The rain is relentless as it follows us to our campsite at Finlayson Point. During check-in, I notice the two puddles our sopping-wet gear is depositing while the ranger marvels that we still plan on camping. It’s the last weekend the park will be open for overnighters but this weather has caused many cancellations. Needless to say, we’re the only motorcyclists on the register.

Our campsite overlooks Lake Temagami, and in the distance, I spot an enlarging speck of blue sky. The ground is sodden but the showers relent as tents unfurl and gear unburdens. With dinner cooking on the campfire, I’m hoping that the clouds blow out and we’ll be rewarded with a soul-warming sunset. Mother nature doesn’t exactly disappoint, although she did toss in a short sun shower.

motorcycle camping

With the sun shining the next morning, we quickly consolidate camp into our panniers and make tracks towards Earlton and our date with a nine-ton bison. Measuring nearly 6m tall and 8m long, Earl the Bison is a metal monster complete with Christmas lights and an impressive set of, um, prairie oysters. Our next campsite is only a few hours away, so we ditch the main road and meander towards Iroquois Falls before stopping in Kirkland Lake and scratching our heads over the fact that there is a town named Swastika in Ontario. As if on cue, the rain began to fall as soon as we left Earl and followed us through each town before relenting at Kettle Lakes Provincial Park, our home for the night.

Much like the night before, we have the park to ourselves, save for one bold and curious chipmunk. We take turns battling it and the smokey fire our wet wood is producing. Snuggled into my tent, I set an alarm for the morning. With a ferry crossing in the afternoon, we won’t be left with much time to sightsee.

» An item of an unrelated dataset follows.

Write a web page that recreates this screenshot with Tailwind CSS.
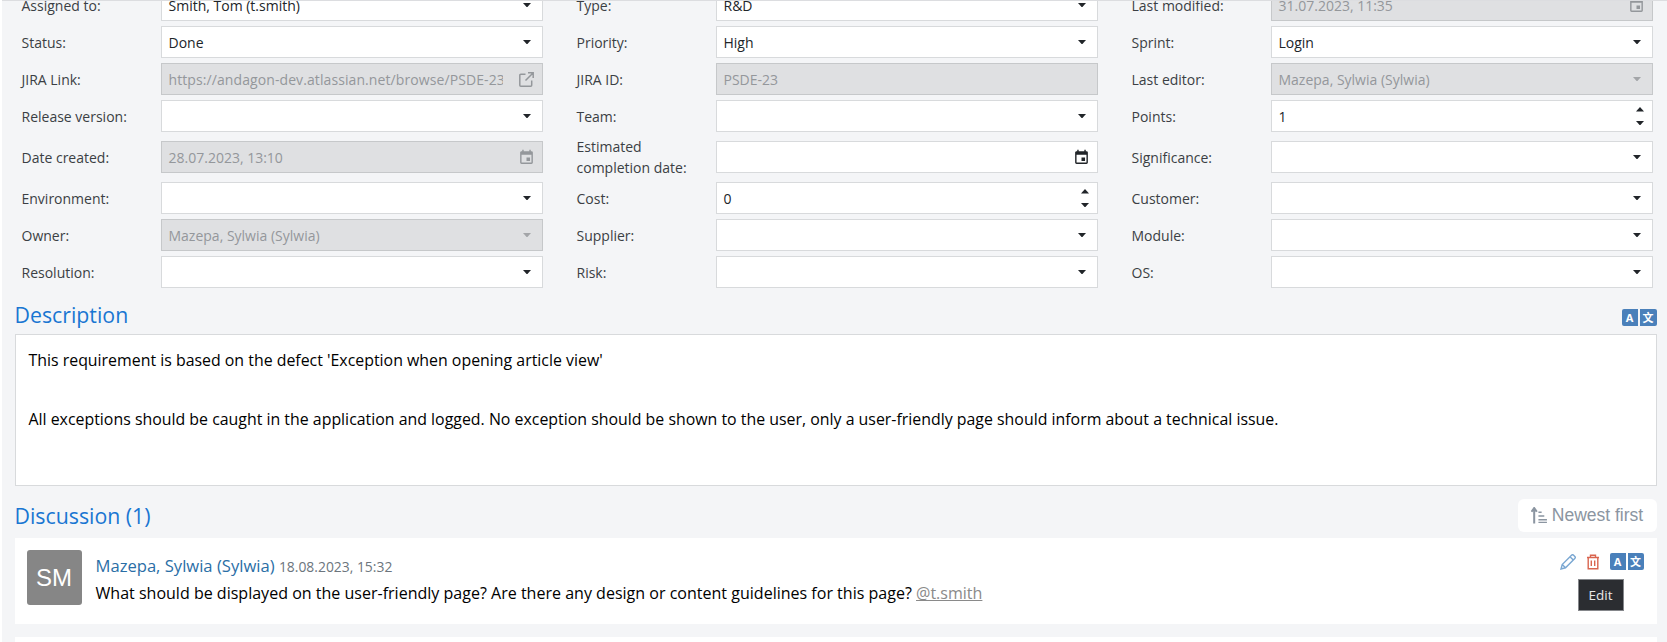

The morning air is crisp, to say the least. A quick camp coffee gets us both warmed and moving as we’re greeted by more grey and heavy skies. Thankfully it didn’t rain overnight but our day of riding looks like it will be in keeping with soggy tradition.

motorcycle camping

Highway 144 runs 271 km connecting Timmins and Sudbury. It is one of the most beautiful roads I’ve ridden in Ontario. Lined by boreal forest, lakes and hulking chunks of Canadian Shield the scenery is breathtaking as it undulates across the Northern Divide. We make a quick stop at The Watershed for some strong hot coffee and a gooey butter tart.

The skies finally clear as we drop onto Manitoulin Island. Highway 6 is another magical ribbon of asphalt and every dry curve feels indulgent. It’s been years since I’ve ridden the Big Canoe at the end of the road, but the artfully wrapped MS Chi-Cheemaun is a familiar and welcome sight. One of the benefits of motorcycle travel is that we riders are the first on and off of the ship, but that plus is trivial in the grand scheme.

Sitting around our final campfire in Bruce Peninsula National Park, surrounded by RVs and car-campers, Jeff asks if I’d ever consider doing this same trip in a car? I looked at him quizzically before we both broke out in laughter and I dismissed the thought. In the same way that a hotel will break up or interrupt the flow of the road, a car or truck does the same to the camping experience — it takes you out of the very elements you’re seeking. With motorcycle camping, that isn’t the case, the adventure never ends.